**WHAT IS EXPECTED:** Write out the material exactly, leaving every picture behind.
^^^^^^^^^^^^^^^^
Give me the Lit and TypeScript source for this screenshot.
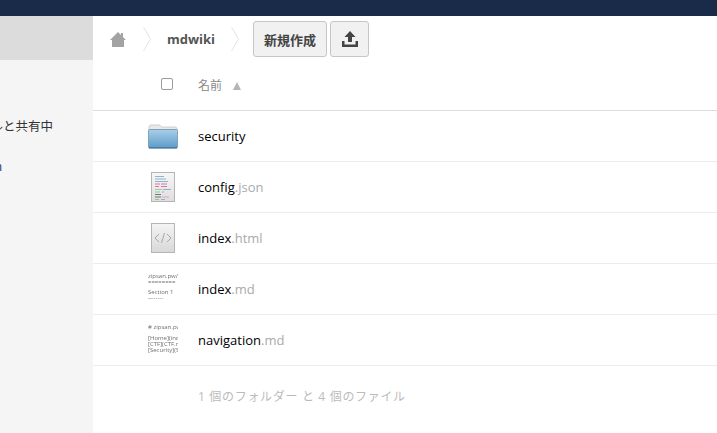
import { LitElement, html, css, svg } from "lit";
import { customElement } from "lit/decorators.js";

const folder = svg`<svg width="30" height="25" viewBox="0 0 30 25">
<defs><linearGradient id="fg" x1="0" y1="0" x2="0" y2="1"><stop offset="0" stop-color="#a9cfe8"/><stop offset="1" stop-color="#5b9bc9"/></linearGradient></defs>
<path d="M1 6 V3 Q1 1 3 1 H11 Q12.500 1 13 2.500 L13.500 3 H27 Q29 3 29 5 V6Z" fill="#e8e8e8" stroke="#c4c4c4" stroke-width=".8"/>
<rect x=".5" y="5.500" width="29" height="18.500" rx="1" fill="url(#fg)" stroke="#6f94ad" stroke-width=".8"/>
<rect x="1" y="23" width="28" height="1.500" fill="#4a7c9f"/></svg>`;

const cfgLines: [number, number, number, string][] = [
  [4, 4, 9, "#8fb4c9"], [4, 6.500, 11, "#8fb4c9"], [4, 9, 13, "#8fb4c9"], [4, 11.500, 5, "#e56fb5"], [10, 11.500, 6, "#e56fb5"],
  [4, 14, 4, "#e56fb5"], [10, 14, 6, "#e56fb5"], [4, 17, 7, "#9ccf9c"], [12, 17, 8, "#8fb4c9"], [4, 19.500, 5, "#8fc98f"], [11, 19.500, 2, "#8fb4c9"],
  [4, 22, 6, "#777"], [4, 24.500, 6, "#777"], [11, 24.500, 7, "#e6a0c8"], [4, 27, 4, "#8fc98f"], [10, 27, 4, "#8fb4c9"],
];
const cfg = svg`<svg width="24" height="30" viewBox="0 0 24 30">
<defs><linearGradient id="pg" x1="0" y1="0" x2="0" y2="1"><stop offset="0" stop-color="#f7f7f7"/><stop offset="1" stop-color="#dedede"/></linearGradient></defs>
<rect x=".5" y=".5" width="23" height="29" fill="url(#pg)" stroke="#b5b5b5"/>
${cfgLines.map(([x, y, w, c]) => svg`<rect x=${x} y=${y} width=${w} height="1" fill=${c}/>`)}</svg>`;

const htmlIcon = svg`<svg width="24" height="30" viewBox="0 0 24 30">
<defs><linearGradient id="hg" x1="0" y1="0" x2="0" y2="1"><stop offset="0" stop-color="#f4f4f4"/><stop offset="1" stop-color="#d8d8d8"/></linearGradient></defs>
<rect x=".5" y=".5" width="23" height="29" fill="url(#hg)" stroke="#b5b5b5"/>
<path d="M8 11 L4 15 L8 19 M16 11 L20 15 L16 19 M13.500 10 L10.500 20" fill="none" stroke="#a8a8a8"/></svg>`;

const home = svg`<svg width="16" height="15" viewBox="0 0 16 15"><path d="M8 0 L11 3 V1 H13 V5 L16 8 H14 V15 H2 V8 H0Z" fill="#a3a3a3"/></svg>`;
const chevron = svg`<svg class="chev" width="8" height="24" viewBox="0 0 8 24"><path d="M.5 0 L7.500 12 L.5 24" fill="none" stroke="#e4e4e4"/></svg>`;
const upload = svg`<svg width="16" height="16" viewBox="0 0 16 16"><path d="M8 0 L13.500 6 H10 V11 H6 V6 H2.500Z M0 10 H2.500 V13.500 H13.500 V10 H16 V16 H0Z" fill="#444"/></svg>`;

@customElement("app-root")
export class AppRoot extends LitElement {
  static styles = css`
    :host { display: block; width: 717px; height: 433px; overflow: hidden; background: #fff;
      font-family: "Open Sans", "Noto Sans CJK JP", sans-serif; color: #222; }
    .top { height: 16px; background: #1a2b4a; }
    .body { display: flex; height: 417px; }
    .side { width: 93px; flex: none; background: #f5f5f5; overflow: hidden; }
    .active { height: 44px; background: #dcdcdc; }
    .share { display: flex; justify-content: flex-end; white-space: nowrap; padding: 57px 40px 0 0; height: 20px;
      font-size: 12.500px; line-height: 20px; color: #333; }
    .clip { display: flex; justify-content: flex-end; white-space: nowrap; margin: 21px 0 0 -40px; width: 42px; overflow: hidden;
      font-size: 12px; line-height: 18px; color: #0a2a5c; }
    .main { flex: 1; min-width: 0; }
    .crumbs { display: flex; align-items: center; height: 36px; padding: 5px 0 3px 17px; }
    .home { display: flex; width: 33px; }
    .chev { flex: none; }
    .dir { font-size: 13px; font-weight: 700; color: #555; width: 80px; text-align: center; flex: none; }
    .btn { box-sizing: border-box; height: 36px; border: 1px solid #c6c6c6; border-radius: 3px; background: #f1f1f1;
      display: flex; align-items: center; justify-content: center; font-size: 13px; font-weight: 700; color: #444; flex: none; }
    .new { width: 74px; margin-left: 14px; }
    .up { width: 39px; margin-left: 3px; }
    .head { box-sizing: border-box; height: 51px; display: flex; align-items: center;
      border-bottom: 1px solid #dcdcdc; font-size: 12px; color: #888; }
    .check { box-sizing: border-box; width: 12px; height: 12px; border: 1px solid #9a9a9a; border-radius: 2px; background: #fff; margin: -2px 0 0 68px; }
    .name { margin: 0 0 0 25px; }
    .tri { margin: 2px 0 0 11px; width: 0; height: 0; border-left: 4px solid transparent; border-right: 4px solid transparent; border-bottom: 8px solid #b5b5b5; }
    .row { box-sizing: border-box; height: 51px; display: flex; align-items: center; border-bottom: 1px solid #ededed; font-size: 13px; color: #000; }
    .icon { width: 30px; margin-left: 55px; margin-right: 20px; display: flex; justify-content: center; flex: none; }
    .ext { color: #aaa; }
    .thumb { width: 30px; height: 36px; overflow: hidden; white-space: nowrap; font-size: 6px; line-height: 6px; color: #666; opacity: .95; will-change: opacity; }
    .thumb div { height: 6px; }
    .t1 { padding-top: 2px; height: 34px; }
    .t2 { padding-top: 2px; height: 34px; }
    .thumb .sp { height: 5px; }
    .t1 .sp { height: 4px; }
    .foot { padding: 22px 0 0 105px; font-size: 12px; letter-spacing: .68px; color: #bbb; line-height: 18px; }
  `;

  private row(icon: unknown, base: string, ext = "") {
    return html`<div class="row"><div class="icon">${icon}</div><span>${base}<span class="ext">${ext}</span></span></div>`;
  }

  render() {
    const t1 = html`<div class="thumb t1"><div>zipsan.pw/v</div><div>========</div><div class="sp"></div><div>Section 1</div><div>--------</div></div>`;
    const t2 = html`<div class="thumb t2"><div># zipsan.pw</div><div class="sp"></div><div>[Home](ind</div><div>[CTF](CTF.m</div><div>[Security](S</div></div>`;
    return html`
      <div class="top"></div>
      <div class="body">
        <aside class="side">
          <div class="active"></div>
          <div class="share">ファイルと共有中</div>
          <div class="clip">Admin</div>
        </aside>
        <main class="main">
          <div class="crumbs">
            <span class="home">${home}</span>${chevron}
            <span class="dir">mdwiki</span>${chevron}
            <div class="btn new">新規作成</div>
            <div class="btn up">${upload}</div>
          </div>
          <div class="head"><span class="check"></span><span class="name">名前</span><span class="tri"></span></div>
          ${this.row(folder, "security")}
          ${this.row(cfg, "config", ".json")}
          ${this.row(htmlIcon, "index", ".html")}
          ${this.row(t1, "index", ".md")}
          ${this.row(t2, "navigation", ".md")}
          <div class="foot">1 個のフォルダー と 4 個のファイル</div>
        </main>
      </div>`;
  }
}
^^^^^^^^^^^^^^^^
**REPLY:**
Give me the Lit and TypeScript source for this screenshot.
import { LitElement, html, css, svg } from "lit";
import { customElement } from "lit/decorators.js";

const folder = svg`<svg width="30" height="25" viewBox="0 0 30 25">
<defs><linearGradient id="fg" x1="0" y1="0" x2="0" y2="1"><stop offset="0" stop-color="#a9cfe8"/><stop offset="1" stop-color="#5b9bc9"/></linearGradient></defs>
<path d="M1 6 V3 Q1 1 3 1 H11 Q12.500 1 13 2.500 L13.500 3 H27 Q29 3 29 5 V6Z" fill="#e8e8e8" stroke="#c4c4c4" stroke-width=".8"/>
<rect x=".5" y="5.500" width="29" height="18.500" rx="1" fill="url(#fg)" stroke="#6f94ad" stroke-width=".8"/>
<rect x="1" y="23" width="28" height="1.500" fill="#4a7c9f"/></svg>`;

const cfgLines: [number, number, number, string][] = [
  [4, 4, 9, "#8fb4c9"], [4, 6.500, 11, "#8fb4c9"], [4, 9, 13, "#8fb4c9"], [4, 11.500, 5, "#e56fb5"], [10, 11.500, 6, "#e56fb5"],
  [4, 14, 4, "#e56fb5"], [10, 14, 6, "#e56fb5"], [4, 17, 7, "#9ccf9c"], [12, 17, 8, "#8fb4c9"], [4, 19.500, 5, "#8fc98f"], [11, 19.500, 2, "#8fb4c9"],
  [4, 22, 6, "#777"], [4, 24.500, 6, "#777"], [11, 24.500, 7, "#e6a0c8"], [4, 27, 4, "#8fc98f"], [10, 27, 4, "#8fb4c9"],
];
const cfg = svg`<svg width="24" height="30" viewBox="0 0 24 30">
<defs><linearGradient id="pg" x1="0" y1="0" x2="0" y2="1"><stop offset="0" stop-color="#f7f7f7"/><stop offset="1" stop-color="#dedede"/></linearGradient></defs>
<rect x=".5" y=".5" width="23" height="29" fill="url(#pg)" stroke="#b5b5b5"/>
${cfgLines.map(([x, y, w, c]) => svg`<rect x=${x} y=${y} width=${w} height="1" fill=${c}/>`)}</svg>`;

const htmlIcon = svg`<svg width="24" height="30" viewBox="0 0 24 30">
<defs><linearGradient id="hg" x1="0" y1="0" x2="0" y2="1"><stop offset="0" stop-color="#f4f4f4"/><stop offset="1" stop-color="#d8d8d8"/></linearGradient></defs>
<rect x=".5" y=".5" width="23" height="29" fill="url(#hg)" stroke="#b5b5b5"/>
<path d="M8 11 L4 15 L8 19 M16 11 L20 15 L16 19 M13.500 10 L10.500 20" fill="none" stroke="#a8a8a8"/></svg>`;

const home = svg`<svg width="16" height="15" viewBox="0 0 16 15"><path d="M8 0 L11 3 V1 H13 V5 L16 8 H14 V15 H2 V8 H0Z" fill="#a3a3a3"/></svg>`;
const chevron = svg`<svg class="chev" width="8" height="24" viewBox="0 0 8 24"><path d="M.5 0 L7.500 12 L.5 24" fill="none" stroke="#e4e4e4"/></svg>`;
const upload = svg`<svg width="16" height="16" viewBox="0 0 16 16"><path d="M8 0 L13.500 6 H10 V11 H6 V6 H2.500Z M0 10 H2.500 V13.500 H13.500 V10 H16 V16 H0Z" fill="#444"/></svg>`;

@customElement("app-root")
export class AppRoot extends LitElement {
  static styles = css`
    :host { display: block; width: 717px; height: 433px; overflow: hidden; background: #fff;
      font-family: "Open Sans", "Noto Sans CJK JP", sans-serif; color: #222; }
    .top { height: 16px; background: #1a2b4a; }
    .body { display: flex; height: 417px; }
    .side { width: 93px; flex: none; background: #f5f5f5; overflow: hidden; }
    .active { height: 44px; background: #dcdcdc; }
    .share { display: flex; justify-content: flex-end; white-space: nowrap; padding: 57px 40px 0 0; height: 20px;
      font-size: 12.500px; line-height: 20px; color: #333; }
    .clip { display: flex; justify-content: flex-end; white-space: nowrap; margin: 21px 0 0 -40px; width: 42px; overflow: hidden;
      font-size: 12px; line-height: 18px; color: #0a2a5c; }
    .main { flex: 1; min-width: 0; }
    .crumbs { display: flex; align-items: center; height: 36px; padding: 5px 0 3px 17px; }
    .home { display: flex; width: 33px; }
    .chev { flex: none; }
    .dir { font-size: 13px; font-weight: 700; color: #555; width: 80px; text-align: center; flex: none; }
    .btn { box-sizing: border-box; height: 36px; border: 1px solid #c6c6c6; border-radius: 3px; background: #f1f1f1;
      display: flex; align-items: center; justify-content: center; font-size: 13px; font-weight: 700; color: #444; flex: none; }
    .new { width: 74px; margin-left: 14px; }
    .up { width: 39px; margin-left: 3px; }
    .head { box-sizing: border-box; height: 51px; display: flex; align-items: center;
      border-bottom: 1px solid #dcdcdc; font-size: 12px; color: #888; }
    .check { box-sizing: border-box; width: 12px; height: 12px; border: 1px solid #9a9a9a; border-radius: 2px; background: #fff; margin: -2px 0 0 68px; }
    .name { margin: 0 0 0 25px; }
    .tri { margin: 2px 0 0 11px; width: 0; height: 0; border-left: 4px solid transparent; border-right: 4px solid transparent; border-bottom: 8px solid #b5b5b5; }
    .row { box-sizing: border-box; height: 51px; display: flex; align-items: center; border-bottom: 1px solid #ededed; font-size: 13px; color: #000; }
    .icon { width: 30px; margin-left: 55px; margin-right: 20px; display: flex; justify-content: center; flex: none; }
    .ext { color: #aaa; }
    .thumb { width: 30px; height: 36px; overflow: hidden; white-space: nowrap; font-size: 6px; line-height: 6px; color: #666; opacity: .95; will-change: opacity; }
    .thumb div { height: 6px; }
    .t1 { padding-top: 2px; height: 34px; }
    .t2 { padding-top: 2px; height: 34px; }
    .thumb .sp { height: 5px; }
    .t1 .sp { height: 4px; }
    .foot { padding: 22px 0 0 105px; font-size: 12px; letter-spacing: .68px; color: #bbb; line-height: 18px; }
  `;

  private row(icon: unknown, base: string, ext = "") {
    return html`<div class="row"><div class="icon">${icon}</div><span>${base}<span class="ext">${ext}</span></span></div>`;
  }

  render() {
    const t1 = html`<div class="thumb t1"><div>zipsan.pw/v</div><div>========</div><div class="sp"></div><div>Section 1</div><div>--------</div></div>`;
    const t2 = html`<div class="thumb t2"><div># zipsan.pw</div><div class="sp"></div><div>[Home](ind</div><div>[CTF](CTF.m</div><div>[Security](S</div></div>`;
    return html`
      <div class="top"></div>
      <div class="body">
        <aside class="side">
          <div class="active"></div>
          <div class="share">ファイルと共有中</div>
          <div class="clip">Admin</div>
        </aside>
        <main class="main">
          <div class="crumbs">
            <span class="home">${home}</span>${chevron}
            <span class="dir">mdwiki</span>${chevron}
            <div class="btn new">新規作成</div>
            <div class="btn up">${upload}</div>
          </div>
          <div class="head"><span class="check"></span><span class="name">名前</span><span class="tri"></span></div>
          ${this.row(folder, "security")}
          ${this.row(cfg, "config", ".json")}
          ${this.row(htmlIcon, "index", ".html")}
          ${this.row(t1, "index", ".md")}
          ${this.row(t2, "navigation", ".md")}
          <div class="foot">1 個のフォルダー と 4 個のファイル</div>
        </main>
      </div>`;
  }
}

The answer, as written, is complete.